Stay relaxed, confident, and on message with these expert tips.
Nancy Marshall, Founder, Marshall Communications
As chief of one of Maine’s largest public relations agencies and a “PR Maven™” with her own weekly podcast and regular appearances on Greenlight Maine, Nancy Marshall spends a lot of time speaking to audiences. Whether she’s addressing crowds at press conferences at the state capitol or in conference rooms at major hotels in Chicago or Denver, Marshall knows how to stay relaxed, confident, and on message.
But like many of us, she still gets the jitters.
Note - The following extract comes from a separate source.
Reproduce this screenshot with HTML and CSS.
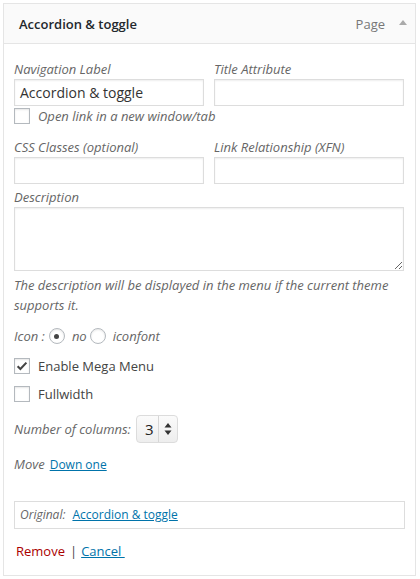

“It’s very intimidating,” she says. “Public speaking can bring up all these insecurities.” Daunting as it may seem, though, Marshall says that effective public speaking is worth the effort. “It’s an opportunity to market yourself, grow your network, and connect with people who may become important business contacts or friends, or both,” she says. “Potential clients are much more likely to go with someone who has spoken as an authority on a subject.” We asked Marshall to share her own authority on winning over a room.
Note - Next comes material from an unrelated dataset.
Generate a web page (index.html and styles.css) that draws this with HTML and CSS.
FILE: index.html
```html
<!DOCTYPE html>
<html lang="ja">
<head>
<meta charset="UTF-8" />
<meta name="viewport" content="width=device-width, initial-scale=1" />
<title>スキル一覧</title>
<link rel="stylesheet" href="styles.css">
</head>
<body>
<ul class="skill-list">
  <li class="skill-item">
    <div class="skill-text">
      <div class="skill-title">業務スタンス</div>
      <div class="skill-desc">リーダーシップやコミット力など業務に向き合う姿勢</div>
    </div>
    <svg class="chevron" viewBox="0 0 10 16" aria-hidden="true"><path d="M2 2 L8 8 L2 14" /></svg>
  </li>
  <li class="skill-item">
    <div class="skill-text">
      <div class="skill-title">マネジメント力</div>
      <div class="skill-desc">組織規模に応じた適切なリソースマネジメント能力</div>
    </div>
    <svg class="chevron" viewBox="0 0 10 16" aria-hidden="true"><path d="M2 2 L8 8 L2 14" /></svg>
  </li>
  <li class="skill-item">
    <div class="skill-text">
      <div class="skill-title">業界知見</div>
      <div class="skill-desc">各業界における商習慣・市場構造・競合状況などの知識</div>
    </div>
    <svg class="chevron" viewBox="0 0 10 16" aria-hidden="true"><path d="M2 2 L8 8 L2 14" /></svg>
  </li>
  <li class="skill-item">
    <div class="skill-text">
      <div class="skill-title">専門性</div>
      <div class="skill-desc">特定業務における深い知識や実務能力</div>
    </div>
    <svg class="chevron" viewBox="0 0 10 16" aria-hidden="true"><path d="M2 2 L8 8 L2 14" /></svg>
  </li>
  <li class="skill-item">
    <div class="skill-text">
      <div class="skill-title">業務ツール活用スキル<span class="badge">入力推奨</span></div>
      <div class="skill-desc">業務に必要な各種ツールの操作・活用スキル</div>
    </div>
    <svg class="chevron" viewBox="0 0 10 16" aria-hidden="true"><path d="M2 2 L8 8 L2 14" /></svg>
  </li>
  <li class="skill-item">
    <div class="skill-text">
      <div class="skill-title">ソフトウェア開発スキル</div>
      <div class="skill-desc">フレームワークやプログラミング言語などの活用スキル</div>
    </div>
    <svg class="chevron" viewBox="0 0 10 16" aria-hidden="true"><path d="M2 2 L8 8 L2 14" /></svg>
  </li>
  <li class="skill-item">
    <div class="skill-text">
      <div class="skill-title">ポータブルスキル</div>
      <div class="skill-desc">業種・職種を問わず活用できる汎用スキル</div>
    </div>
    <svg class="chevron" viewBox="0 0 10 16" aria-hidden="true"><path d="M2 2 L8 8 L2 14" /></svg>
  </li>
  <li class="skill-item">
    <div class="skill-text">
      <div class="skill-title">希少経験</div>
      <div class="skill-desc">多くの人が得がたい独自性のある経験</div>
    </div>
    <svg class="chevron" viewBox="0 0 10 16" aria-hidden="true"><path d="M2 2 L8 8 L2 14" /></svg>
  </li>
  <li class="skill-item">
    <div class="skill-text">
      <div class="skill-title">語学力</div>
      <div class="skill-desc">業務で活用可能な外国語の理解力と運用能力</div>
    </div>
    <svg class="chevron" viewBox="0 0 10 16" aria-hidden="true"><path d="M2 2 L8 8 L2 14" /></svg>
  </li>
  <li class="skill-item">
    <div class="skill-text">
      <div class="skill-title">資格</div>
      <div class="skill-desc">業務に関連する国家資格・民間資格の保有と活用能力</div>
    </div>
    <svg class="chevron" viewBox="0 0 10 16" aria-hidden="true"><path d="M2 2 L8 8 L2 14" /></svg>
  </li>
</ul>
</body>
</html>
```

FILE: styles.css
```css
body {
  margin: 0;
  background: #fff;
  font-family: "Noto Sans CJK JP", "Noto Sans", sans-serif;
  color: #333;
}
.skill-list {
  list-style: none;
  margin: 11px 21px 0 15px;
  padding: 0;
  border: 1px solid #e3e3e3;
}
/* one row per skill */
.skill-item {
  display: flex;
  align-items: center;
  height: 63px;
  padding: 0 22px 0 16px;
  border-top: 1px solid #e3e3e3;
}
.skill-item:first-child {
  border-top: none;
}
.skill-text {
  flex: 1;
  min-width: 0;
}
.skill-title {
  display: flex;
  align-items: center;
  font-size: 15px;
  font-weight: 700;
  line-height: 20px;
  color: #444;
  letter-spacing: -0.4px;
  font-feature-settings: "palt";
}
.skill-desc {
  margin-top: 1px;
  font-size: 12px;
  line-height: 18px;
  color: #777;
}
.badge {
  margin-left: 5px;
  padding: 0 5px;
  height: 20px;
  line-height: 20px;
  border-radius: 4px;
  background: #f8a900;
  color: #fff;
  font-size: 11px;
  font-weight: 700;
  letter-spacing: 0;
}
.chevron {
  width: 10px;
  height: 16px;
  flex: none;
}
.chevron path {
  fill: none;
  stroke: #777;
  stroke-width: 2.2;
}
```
What does a great public speaker do to prepare?
Never underestimate how much practice it takes to make public speaking look natural. Take as many opportunities as you can to rehearse alone and in front of peers who can offer honest feedback. Join a group like Toastmasters, volunteer to lead a company’s lunch-and-learn program, or raise your hand to speak at the company staff meeting. Hire a speaking coach if you can. The more you rehearse, the more comfortable you will become with your content, and the more calm you’ll feel in front of an audience.
What’s the trick to communicating clearly and effectively?
Take time before you speak to map out your key message. Your message might be a seven-second sound bite that conveys what you do, whom you work with, and what kind of impact your work has. Repeat that key message at the beginning and end of your address. Afterwards, you can use that message in any context — on social media platforms, a job interview, or in your annual holiday message.
Are there secrets that have nothing to do with speaking?
Dress for success. Maine has a casual vibe, and not everybody needs to dress up in a suit and tie, but you don’t want to look like a slob. Make sure your clothes and appearance reflect the impression you want to make. It’s not about being vain. If you feel good about the way you look, you’ll have the confidence you need to put your best foot forward.
Also, you have to show up consistently, both in person and online, before and after your speech. Use a headshot that’s up-to-date, and make sure your website and LinkedIn page present an accurate and up-to-date reflection of your work. If you don’t, it’s a distraction and takes away from the credibility and authenticity you want to convey.